### Set problem
Find the string "full" in the listing and report every line that has it.

### Supplied records
_ _ _

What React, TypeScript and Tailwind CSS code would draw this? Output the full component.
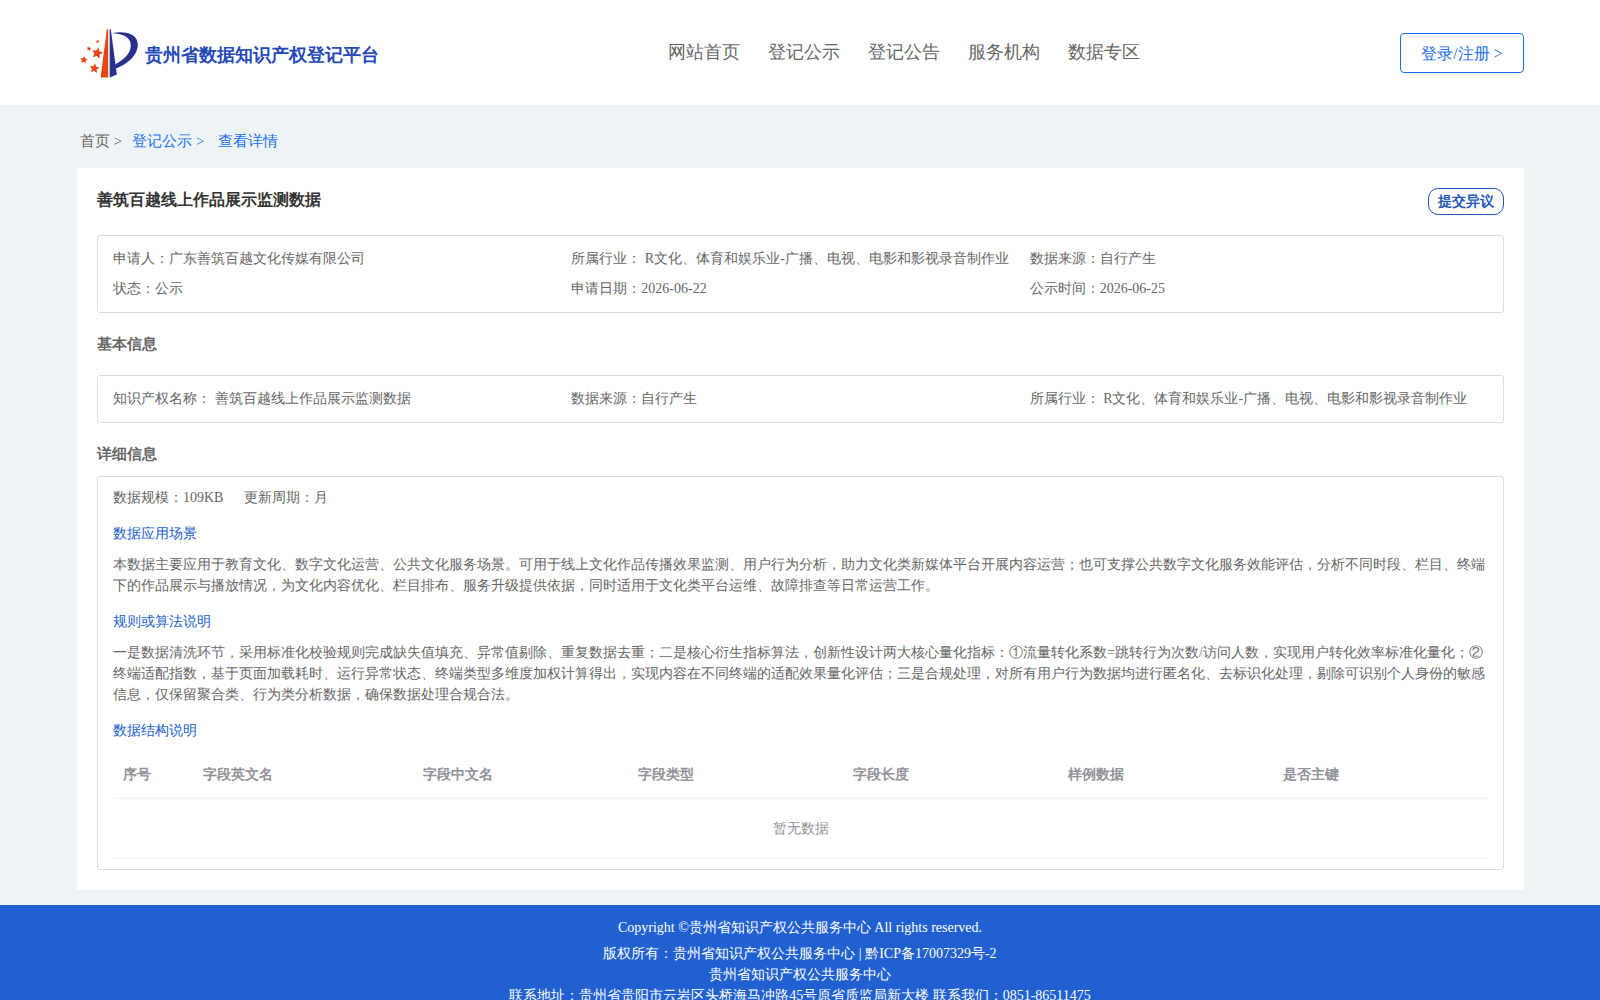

_ _ _

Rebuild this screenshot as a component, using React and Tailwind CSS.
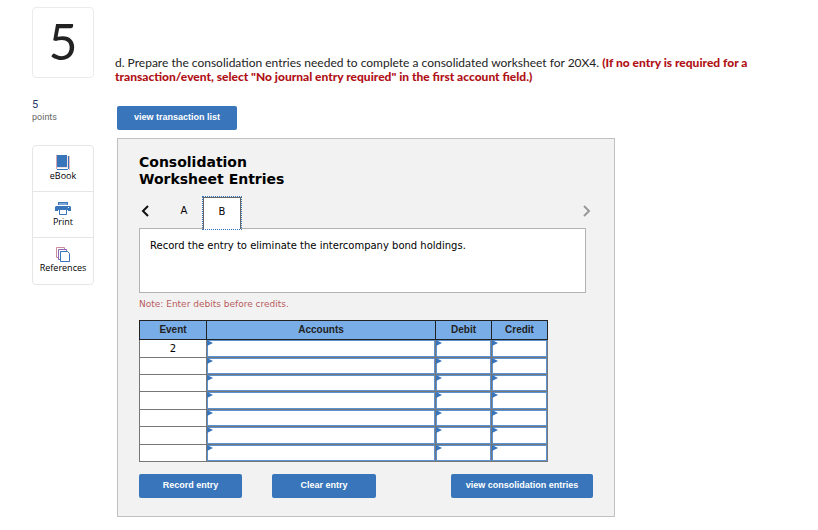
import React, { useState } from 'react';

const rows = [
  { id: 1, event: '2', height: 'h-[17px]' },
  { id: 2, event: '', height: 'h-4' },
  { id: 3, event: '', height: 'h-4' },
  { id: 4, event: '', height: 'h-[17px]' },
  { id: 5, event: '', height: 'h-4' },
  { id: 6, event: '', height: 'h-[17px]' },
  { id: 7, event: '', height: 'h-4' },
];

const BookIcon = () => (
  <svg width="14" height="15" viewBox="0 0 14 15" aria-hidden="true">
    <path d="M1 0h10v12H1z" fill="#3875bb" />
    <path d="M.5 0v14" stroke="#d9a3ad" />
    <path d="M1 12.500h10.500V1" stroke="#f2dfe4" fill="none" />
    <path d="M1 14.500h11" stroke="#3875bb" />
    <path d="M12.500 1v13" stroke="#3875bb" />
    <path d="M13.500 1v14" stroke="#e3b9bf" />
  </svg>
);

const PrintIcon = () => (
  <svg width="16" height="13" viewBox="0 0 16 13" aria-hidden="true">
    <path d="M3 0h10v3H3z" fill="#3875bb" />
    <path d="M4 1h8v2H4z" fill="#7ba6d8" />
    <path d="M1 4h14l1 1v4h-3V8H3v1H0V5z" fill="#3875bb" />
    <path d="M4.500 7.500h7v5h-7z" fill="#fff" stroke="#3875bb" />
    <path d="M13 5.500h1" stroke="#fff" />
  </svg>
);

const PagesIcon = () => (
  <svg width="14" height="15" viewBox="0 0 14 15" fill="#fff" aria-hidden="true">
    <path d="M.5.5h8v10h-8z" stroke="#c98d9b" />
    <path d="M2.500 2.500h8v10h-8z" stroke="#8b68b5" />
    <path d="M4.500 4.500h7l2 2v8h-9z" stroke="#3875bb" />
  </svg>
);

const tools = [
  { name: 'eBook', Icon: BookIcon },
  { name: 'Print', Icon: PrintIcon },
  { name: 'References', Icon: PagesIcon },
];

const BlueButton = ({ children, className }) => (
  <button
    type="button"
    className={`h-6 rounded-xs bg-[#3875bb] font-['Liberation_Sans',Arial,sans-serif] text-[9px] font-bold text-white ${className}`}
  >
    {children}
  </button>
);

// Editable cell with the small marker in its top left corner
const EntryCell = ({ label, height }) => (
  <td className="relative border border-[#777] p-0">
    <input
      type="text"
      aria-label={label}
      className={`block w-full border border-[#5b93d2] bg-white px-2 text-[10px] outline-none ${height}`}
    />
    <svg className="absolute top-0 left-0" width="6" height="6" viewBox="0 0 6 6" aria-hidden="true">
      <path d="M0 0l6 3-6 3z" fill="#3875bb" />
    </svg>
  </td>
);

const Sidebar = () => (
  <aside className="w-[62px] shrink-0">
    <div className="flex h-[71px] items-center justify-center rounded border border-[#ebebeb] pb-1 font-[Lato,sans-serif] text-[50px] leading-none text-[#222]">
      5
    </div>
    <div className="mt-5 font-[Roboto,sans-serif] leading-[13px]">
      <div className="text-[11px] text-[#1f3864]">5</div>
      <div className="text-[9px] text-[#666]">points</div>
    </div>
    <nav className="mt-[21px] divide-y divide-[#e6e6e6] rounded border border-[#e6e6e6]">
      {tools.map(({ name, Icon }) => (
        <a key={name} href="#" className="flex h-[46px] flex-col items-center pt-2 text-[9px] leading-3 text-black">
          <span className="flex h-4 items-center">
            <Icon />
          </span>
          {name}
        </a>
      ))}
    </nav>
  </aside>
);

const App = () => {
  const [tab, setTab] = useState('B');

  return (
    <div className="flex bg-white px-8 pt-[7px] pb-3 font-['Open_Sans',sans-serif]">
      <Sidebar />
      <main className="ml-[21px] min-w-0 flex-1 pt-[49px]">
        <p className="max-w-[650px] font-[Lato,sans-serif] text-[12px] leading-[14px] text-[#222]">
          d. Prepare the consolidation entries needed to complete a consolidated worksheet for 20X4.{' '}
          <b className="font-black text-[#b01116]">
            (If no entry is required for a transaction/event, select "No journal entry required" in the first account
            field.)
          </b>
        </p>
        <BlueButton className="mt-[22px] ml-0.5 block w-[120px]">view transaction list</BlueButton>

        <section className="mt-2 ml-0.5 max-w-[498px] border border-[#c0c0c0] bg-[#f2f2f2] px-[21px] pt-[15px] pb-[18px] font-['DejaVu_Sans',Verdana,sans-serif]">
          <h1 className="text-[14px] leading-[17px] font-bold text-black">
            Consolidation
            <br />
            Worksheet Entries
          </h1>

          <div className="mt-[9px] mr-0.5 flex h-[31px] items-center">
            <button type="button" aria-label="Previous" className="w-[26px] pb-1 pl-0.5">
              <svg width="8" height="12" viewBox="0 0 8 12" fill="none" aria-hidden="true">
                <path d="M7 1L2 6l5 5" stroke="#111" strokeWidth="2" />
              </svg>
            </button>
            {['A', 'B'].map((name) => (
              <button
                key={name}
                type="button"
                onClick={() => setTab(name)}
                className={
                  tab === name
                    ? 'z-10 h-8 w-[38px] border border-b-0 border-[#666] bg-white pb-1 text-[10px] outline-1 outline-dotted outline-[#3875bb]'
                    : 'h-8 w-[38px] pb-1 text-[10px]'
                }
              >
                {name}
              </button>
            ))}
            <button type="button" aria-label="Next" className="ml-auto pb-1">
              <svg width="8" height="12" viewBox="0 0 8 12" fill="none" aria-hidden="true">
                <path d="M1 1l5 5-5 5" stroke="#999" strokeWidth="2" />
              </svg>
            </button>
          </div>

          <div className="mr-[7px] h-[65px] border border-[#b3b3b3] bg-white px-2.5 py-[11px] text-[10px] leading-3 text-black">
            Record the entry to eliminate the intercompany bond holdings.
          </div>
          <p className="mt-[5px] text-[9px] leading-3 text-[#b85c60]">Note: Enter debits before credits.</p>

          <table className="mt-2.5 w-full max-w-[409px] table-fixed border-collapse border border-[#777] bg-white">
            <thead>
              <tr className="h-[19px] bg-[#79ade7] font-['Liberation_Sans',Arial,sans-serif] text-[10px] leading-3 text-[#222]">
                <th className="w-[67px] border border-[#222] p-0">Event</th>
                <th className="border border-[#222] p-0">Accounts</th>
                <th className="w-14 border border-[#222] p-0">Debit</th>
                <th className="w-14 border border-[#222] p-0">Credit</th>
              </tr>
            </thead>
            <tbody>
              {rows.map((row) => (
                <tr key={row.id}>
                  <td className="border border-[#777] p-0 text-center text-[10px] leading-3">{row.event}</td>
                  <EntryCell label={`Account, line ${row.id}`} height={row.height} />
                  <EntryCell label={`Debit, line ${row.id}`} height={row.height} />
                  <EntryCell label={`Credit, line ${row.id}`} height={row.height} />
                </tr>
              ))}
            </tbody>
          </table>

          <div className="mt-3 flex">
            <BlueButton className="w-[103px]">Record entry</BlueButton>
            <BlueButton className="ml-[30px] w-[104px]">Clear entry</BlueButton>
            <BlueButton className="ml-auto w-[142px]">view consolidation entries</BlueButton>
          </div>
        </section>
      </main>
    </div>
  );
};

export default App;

_ _ _

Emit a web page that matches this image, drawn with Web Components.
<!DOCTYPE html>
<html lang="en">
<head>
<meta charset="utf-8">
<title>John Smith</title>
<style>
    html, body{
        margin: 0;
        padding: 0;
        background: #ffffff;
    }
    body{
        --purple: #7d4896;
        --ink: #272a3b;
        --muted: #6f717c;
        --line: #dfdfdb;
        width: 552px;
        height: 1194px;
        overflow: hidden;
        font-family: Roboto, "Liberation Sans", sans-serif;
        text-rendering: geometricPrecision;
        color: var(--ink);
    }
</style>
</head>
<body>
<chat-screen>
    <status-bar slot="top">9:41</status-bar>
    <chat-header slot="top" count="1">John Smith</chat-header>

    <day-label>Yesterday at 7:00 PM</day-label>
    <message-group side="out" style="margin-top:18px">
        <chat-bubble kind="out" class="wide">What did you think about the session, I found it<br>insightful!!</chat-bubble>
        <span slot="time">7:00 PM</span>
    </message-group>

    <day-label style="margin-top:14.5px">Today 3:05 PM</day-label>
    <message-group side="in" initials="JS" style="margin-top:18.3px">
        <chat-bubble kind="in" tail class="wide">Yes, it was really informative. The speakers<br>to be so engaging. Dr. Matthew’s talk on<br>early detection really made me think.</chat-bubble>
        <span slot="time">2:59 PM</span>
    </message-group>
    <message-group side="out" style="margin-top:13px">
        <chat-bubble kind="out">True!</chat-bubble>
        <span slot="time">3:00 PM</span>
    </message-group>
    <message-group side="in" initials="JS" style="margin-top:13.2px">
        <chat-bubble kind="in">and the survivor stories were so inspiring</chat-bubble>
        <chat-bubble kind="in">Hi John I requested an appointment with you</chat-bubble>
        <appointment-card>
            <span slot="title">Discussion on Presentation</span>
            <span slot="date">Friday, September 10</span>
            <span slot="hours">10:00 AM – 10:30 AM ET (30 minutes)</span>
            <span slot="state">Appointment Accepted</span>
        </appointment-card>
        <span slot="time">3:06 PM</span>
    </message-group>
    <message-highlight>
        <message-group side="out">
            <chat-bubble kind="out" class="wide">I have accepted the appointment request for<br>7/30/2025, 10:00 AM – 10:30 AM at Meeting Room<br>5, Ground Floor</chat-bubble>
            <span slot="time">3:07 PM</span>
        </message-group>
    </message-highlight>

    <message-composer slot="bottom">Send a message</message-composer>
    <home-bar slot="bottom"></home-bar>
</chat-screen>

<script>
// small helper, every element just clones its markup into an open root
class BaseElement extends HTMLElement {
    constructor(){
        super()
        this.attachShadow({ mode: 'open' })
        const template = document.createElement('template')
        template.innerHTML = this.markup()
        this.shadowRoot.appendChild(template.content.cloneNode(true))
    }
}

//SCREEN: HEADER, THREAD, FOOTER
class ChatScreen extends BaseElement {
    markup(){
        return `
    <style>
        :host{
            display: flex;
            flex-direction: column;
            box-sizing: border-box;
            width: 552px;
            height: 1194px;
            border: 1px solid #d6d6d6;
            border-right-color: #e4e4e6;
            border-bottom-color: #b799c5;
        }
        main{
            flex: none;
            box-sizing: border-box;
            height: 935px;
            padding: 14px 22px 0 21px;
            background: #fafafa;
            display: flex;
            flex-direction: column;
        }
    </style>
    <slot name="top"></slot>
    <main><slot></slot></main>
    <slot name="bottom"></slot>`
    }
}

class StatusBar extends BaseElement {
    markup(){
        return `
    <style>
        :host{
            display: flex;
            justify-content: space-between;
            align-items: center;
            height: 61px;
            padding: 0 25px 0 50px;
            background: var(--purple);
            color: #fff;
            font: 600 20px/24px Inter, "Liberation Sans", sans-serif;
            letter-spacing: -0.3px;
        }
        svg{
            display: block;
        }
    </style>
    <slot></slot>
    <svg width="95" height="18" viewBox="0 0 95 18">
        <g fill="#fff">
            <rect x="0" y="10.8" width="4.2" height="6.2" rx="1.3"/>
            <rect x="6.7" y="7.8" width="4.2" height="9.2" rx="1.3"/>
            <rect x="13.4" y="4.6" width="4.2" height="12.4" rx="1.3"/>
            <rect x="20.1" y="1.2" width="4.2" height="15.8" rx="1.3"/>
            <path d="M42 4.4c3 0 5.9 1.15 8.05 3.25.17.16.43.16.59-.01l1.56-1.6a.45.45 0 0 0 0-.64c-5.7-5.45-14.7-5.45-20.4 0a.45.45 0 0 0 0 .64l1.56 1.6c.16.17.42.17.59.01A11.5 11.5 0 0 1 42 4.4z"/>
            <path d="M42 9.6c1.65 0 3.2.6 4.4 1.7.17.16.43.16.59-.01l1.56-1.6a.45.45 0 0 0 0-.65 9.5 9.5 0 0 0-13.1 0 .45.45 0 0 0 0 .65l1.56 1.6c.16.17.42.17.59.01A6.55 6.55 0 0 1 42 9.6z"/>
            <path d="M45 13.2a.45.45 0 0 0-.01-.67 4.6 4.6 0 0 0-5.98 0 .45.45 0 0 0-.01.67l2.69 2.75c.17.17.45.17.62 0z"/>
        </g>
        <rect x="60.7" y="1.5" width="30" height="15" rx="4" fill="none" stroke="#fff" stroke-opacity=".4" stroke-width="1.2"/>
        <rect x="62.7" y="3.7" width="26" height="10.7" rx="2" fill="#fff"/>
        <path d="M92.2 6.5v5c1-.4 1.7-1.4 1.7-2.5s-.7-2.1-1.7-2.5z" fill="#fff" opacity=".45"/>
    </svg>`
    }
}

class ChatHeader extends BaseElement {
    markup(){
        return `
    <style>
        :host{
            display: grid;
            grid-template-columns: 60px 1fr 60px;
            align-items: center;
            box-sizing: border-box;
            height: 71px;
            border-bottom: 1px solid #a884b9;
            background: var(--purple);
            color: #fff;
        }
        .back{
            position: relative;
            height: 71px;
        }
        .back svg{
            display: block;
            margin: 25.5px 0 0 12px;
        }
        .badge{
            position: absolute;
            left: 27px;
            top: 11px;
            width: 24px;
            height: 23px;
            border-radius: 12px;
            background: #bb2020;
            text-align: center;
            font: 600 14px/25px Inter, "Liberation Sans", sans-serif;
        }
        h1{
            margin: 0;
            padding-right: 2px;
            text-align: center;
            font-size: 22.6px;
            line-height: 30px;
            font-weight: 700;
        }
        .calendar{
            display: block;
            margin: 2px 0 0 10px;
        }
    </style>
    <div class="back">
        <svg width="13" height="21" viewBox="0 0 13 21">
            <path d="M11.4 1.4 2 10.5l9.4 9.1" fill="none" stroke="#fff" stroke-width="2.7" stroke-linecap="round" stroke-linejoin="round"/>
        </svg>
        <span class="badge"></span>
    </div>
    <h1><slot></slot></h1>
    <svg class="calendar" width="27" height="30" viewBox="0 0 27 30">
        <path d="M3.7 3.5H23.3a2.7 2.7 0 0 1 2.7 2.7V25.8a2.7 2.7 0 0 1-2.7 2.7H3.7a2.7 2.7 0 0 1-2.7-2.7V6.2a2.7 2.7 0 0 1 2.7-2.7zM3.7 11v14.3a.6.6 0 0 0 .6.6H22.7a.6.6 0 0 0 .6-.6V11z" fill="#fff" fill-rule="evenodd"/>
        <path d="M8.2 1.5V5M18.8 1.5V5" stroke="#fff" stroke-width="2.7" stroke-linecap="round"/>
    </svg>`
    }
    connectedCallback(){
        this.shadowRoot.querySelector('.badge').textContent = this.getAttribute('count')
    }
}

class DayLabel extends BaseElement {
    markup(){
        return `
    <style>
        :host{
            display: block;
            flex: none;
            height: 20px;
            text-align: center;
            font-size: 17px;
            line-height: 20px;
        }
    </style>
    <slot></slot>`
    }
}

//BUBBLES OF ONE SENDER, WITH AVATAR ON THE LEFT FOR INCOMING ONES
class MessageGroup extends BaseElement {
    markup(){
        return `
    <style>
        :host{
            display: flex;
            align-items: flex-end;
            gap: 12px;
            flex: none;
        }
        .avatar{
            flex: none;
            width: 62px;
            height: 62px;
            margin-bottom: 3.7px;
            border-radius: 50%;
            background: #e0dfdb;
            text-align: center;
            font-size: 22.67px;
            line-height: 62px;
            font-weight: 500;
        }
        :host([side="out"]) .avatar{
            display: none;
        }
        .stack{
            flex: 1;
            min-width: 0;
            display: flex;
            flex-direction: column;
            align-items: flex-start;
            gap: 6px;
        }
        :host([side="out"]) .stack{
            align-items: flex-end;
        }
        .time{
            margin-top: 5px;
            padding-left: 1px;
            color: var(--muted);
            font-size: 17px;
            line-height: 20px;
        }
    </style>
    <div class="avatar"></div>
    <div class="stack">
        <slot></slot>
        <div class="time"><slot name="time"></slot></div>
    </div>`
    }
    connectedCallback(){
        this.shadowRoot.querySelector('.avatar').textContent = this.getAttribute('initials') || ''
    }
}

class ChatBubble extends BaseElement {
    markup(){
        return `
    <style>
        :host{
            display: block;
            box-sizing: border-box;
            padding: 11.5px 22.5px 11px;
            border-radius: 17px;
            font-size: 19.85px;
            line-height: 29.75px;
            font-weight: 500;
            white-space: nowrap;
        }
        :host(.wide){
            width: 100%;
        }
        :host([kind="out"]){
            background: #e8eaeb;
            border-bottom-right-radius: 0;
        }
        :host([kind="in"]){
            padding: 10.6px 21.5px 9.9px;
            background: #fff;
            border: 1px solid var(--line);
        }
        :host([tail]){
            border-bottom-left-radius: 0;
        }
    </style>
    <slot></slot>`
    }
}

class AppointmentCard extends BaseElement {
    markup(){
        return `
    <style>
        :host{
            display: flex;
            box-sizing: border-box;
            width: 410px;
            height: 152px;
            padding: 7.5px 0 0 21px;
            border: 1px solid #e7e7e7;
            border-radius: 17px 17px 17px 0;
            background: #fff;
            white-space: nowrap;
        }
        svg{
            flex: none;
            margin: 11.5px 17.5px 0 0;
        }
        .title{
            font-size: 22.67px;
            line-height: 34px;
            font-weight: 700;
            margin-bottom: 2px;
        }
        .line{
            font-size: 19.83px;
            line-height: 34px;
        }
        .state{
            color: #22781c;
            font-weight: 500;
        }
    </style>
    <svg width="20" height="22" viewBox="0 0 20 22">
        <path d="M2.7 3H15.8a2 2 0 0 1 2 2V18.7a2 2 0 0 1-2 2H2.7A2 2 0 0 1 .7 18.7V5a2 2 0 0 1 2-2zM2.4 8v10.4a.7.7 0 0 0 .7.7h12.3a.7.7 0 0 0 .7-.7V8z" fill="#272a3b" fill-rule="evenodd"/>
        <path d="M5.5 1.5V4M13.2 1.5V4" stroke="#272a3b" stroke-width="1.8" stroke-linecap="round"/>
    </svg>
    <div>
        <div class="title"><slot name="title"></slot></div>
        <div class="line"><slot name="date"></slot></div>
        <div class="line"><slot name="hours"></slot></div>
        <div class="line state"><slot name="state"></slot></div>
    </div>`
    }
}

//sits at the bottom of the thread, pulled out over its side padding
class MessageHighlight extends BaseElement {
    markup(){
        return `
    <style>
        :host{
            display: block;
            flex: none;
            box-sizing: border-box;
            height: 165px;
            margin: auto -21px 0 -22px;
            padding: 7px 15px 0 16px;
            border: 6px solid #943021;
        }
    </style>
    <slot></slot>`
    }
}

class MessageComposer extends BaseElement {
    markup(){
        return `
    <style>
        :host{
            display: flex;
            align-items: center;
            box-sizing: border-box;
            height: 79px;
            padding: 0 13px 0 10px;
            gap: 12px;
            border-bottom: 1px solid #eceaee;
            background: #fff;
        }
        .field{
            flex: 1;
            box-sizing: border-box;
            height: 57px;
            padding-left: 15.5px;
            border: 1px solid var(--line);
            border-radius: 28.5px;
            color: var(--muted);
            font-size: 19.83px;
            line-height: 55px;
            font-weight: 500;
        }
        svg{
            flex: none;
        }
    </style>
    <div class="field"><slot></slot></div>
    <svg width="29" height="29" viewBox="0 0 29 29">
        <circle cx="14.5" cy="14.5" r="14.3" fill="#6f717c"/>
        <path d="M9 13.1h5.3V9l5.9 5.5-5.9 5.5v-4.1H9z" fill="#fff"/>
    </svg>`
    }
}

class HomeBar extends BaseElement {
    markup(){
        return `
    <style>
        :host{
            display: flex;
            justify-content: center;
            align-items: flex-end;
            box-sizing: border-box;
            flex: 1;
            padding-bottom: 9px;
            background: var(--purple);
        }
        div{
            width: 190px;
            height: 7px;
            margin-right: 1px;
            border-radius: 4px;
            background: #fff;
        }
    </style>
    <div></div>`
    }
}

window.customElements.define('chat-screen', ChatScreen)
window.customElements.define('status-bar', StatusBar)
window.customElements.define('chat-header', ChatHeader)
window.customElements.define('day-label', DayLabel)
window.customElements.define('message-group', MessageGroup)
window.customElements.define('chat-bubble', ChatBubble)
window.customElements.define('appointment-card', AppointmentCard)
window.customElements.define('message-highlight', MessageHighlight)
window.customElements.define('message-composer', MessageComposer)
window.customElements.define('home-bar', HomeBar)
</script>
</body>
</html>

_ _ _

### Solution for this problem
What React, TypeScript and Tailwind CSS code would draw this? Output the full component.
      className={`block w-full border border-[#5b93d2] bg-white px-2 text-[10px] outline-none ${height}`}
          <table className="mt-2.5 w-full max-w-[409px] table-fixed border-collapse border border-[#777] bg-white">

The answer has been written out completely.